The Commander in Chief's Trophy
Desert Storm the Beginning of the Air Assault: 2nd Edition
Youthful ingenuity is applied to achieving military success in Operation Desert Storm in the amiable novel The Commander in Chief’s Trophy.
In Paul H. D’Anna’s brief, based-in-truth novella The Commander in Chief’s Trophy, army cadets are selected for their wiles and sent on a complex, dangerous mission during Operation Desert Storm.
A stolen mascot prank between West Point and the Naval Academy leads to a more in-depth plot to steal the trophy for the annual college football tournament between the army, navy, and air force teams. To secure it, scheming army cadets will have to surpass the Naval Academy’s massive security system. The trophy’s eventual disappearance is viewed as a fantastic stunt, with insufficient evidence left to name the culprits.
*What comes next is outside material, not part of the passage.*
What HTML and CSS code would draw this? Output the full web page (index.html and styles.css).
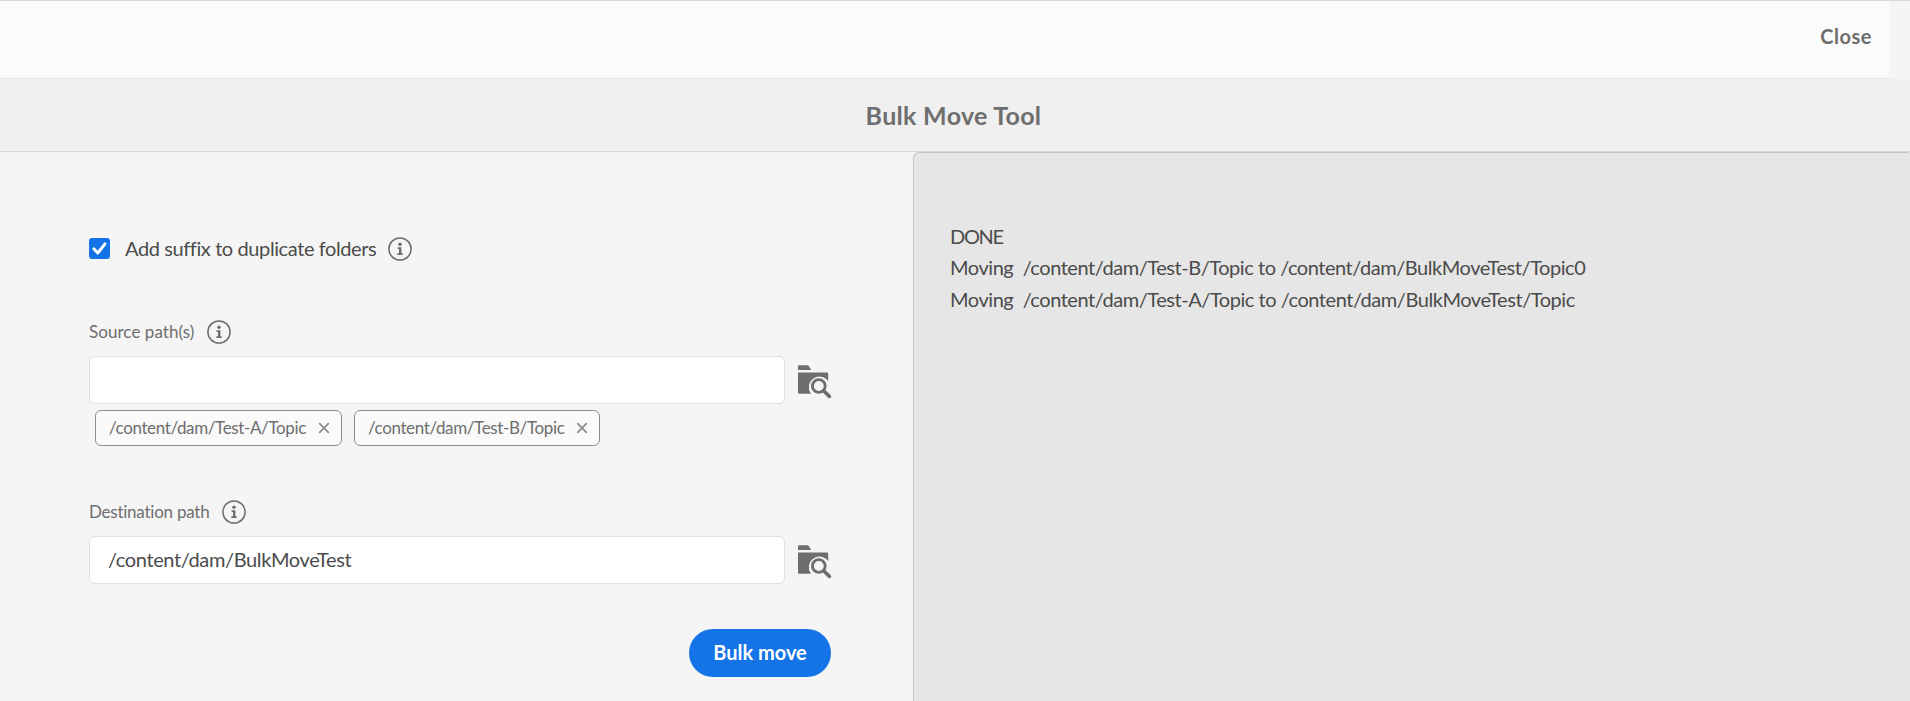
FILE: index.html
```html
<!DOCTYPE html>
<html lang="en">
<head>
<meta charset="utf-8">
<title>Bulk Move Tool</title>
<link rel="stylesheet" href="styles.css">
</head>
<body>
<svg class="defs" aria-hidden="true">
  <symbol id="info" viewBox="0 0 24 24">
    <circle cx="12" cy="12" r="11.1" fill="none" stroke="currentColor" stroke-width="1.5"/>
    <circle cx="12" cy="7.2" r="1.700" fill="currentColor"/>
    <path d="M9.600 10.300h3.800v6h1.300v1.600H9.400v-1.600H11v-4.400H9.600z" fill="currentColor"/>
  </symbol>
  <symbol id="browse" viewBox="0 0 34 34">
    <path d="M0 5V1.400Q0 .2 1.200.2H9.200Q10 .2 10.600.8L13.300 5z" fill="currentColor"/>
    <path d="M0 7.500H29Q30.200 7.500 30.200 8.700V16A10.500 10.500 0 0 0 12.900 28.700H1.200Q0 28.700 0 27.500z" fill="currentColor"/>
    <circle cx="20.800" cy="21" r="6.400" fill="none" stroke="currentColor" stroke-width="2.900"/>
    <path d="M25.600 25.800L31.400 31.400" stroke="currentColor" stroke-width="3.600" stroke-linecap="round"/>
  </symbol>
  <symbol id="cross" viewBox="0 0 12 12">
    <path d="M1.200 1.200L10.800 10.800M10.800 1.200L1.200 10.800" stroke="currentColor" stroke-width="1.800"/>
  </symbol>
</svg>
<header class="header"><div class="actions"><span class="close">Close</span></div></header>
<div class="titlebar"><h1 class="title">Bulk Move Tool</h1></div>
<main class="main">
  <form class="form">
    <div class="check-row">
      <span class="checkbox"><svg viewBox="0 0 21 21"><path d="M4.800 10.800L8.800 15L16 5.800" fill="none" stroke="#fff" stroke-width="2.900" stroke-linecap="round" stroke-linejoin="round"/></svg></span>
      <span class="check-label">Add suffix to duplicate folders</span>
      <svg class="info"><use href="#info"/></svg>
    </div>
    <div class="label-row source"><span class="label label-source">Source path(s)</span><svg class="info"><use href="#info"/></svg></div>
    <div class="field-row"><div class="input"></div><svg class="browse"><use href="#browse"/></svg></div>
    <div class="tags">
      <div class="tag"><span class="tag-text">/content/dam/Test-A/Topic</span><svg class="cross"><use href="#cross"/></svg></div>
      <div class="tag"><span class="tag-text">/content/dam/Test-B/Topic</span><svg class="cross"><use href="#cross"/></svg></div>
    </div>
    <div class="label-row destination"><span class="label label-destination">Destination path</span><svg class="info"><use href="#info"/></svg></div>
    <div class="field-row"><div class="input"><span class="value">/content/dam/BulkMoveTest</span></div><svg class="browse"><use href="#browse"/></svg></div>
    <div class="submit-row"><div class="button"><span class="button-text">Bulk move</span></div></div>
  </form>
  <section class="log">
    <div class="line status">DONE</div>
    <div class="line">Moving&nbsp; /content/dam/Test-B/Topic to /content/dam/BulkMoveTest/Topic0</div>
    <div class="line">Moving&nbsp; /content/dam/Test-A/Topic to /content/dam/BulkMoveTest/Topic</div>
  </section>
</main>
</body>
</html>
```

FILE: styles.css
```css
* { box-sizing: border-box; }
body { margin: 0; height: 701px; overflow: hidden; display: flex; flex-direction: column; background: #f5f5f5; color: #4b4b4b; font: 20px/24px Lato, sans-serif; }
.defs { position: absolute; width: 0; height: 0; }
svg { display: block; flex: none; }
.header { height: 79px; border-top: 1px solid #dadada; padding-right: 21px; flex: none; }
.actions { height: 78px; background: #fbfbfb; border-bottom: 1px solid #e8e8e8; display: flex; justify-content: flex-end; padding: 23px 17px 0 0; }
.close { color: #6e6e6e; font-weight: 700; letter-spacing: 0.5px; }
.titlebar { height: 73px; flex: none; background: #f0f0f0; border-bottom: 1px solid #dadada; display: flex; justify-content: center; padding: 20px 3px 0 0; }
.title { margin: 0; font-size: 25px; line-height: 32px; font-weight: 700; color: #6e6e6e; letter-spacing: 0.3px; }
.main { flex: 1; display: grid; grid-template-columns: 913px 1fr; }
.form { padding: 84px 81px 0 89px; }
.check-row { height: 25px; display: flex; align-items: center; }
.checkbox { width: 21px; height: 21px; border-radius: 3px; background: #1473e6; margin-right: 15px; }
.check-label { letter-spacing: -0.4px; font-variant-ligatures: none; white-space: nowrap; line-height: 22px; padding-bottom: 2px; }
.info { width: 24px; height: 24px; color: #6e6e6e; margin-left: 12px; }
.label-row { height: 24px; display: flex; align-items: center; }
.label-row .info { margin-left: 13px; }
.label { font-size: 17px; color: #6e6e6e; }
.label-source { letter-spacing: 0.06px; }
.label-destination { letter-spacing: -0.24px; }
.source { margin-top: 59px; }
.destination { margin-top: 54px; }
.field-row { margin-top: 12px; display: flex; align-items: flex-start; }
.input { width: 696px; height: 48px; border: 1px solid #e0e0e0; border-radius: 6px; background: #fff; padding: 10px 18px; margin-right: 13px; flex: none; }
.value { letter-spacing: -0.37px; white-space: nowrap; }
.browse { width: 34px; height: 34px; color: #6e6e6e; margin-top: 9px; }
.tags { display: flex; gap: 12px; padding: 6px 0 0 6px; }
.tag { width: 247px; height: 36px; border: 1px solid #8e8e8e; border-radius: 6px; background: #fafafa; display: flex; align-items: center; justify-content: space-between; padding: 0 11px 0 13px; color: #6e6e6e; font-size: 17px; }
.tag + .tag { width: 246px; }
.tag-text { letter-spacing: -0.37px; white-space: nowrap; }
.cross { width: 12px; height: 12px; color: #8e8e8e; }
.submit-row { display: flex; justify-content: flex-end; margin-top: 45px; padding-right: 1px; }
.button { width: 142px; height: 48px; border-radius: 24px; background: #1473e6; color: #fff; font-weight: 700; display: flex; justify-content: center; padding-top: 11px; }
.log { background: #e6e6e6; border: 1px solid #c4c4c4; border-width: 1px 0 0 1px; border-radius: 6px 2px 0 0; padding: 68px 0 0 36px; line-height: 31px; }
.line { white-space: nowrap; letter-spacing: -0.45px; }
.line:last-child { margin-top: 1px; }
.status { letter-spacing: -1.300px; }
```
Later, when he’s putting together a team for a mission in Iraq, Army Commander Yager decides that the perfect candidates are the suspected trophy thieves. They are introduced in terms of their sizes, backgrounds, and choice details about their personalities: Toscano is a confident leader, Little is slight and soft-spoken, Icon is an expert computer hacker and mechanic, Porto is a language expert, Swift likes to crack jokes, and Higginbottom is prone to mistakes but always loyal. Sent to Iraq for training, they face a stereotypical tough drill sergeant whose methods alleviate some of the tension intrinsic to their mission.
The characters’ personalities help maintain levity in this wartime novel: Swift is hit by a ball repeatedly while the team is deep in Iraqi territory, for example, in an attempt to shut him up. Elsewhere,
Little walks into a tent with a lantern. He immediately jumps back out with a shout, “I’ve seen the Light.”
He’s ignored.
Indeed, while the soldiers know they are risking their lives, they remain warm and amiable throughout. At times, their geniality compromises the book’s realism, though: Even in handling the war, the book maintains a jokester’s tone. Still, the colloquial language keeps the book engaging from start to finish.
Moving with speed from the plot to steal the mascot to a high-stakes attack on Iraqi munitions, the story is somewhat rushed. Archival photographs appear throughout, too, pulling attention from the tale itself. And the book’s back matter, which is used to outline D’Anna’s reasons for writing the book and to share some of the material that inspired it, is distracting, focusing on news articles and various facts about innovative military devices, including early GPS mechanisms and attack helicopters, at the expense of the humanity that centers the rest of the book. Its speculation on what actors might be suitable for particular character roles, were the book to be adapted to the screen, are superfluous.
Highlighting the humanity of a dedicated army team’s members, the lighthearted historical novel The Commander in Chief’s Trophy follows as youthful ingenuity is applied to achieving military success in Operation Desert Storm.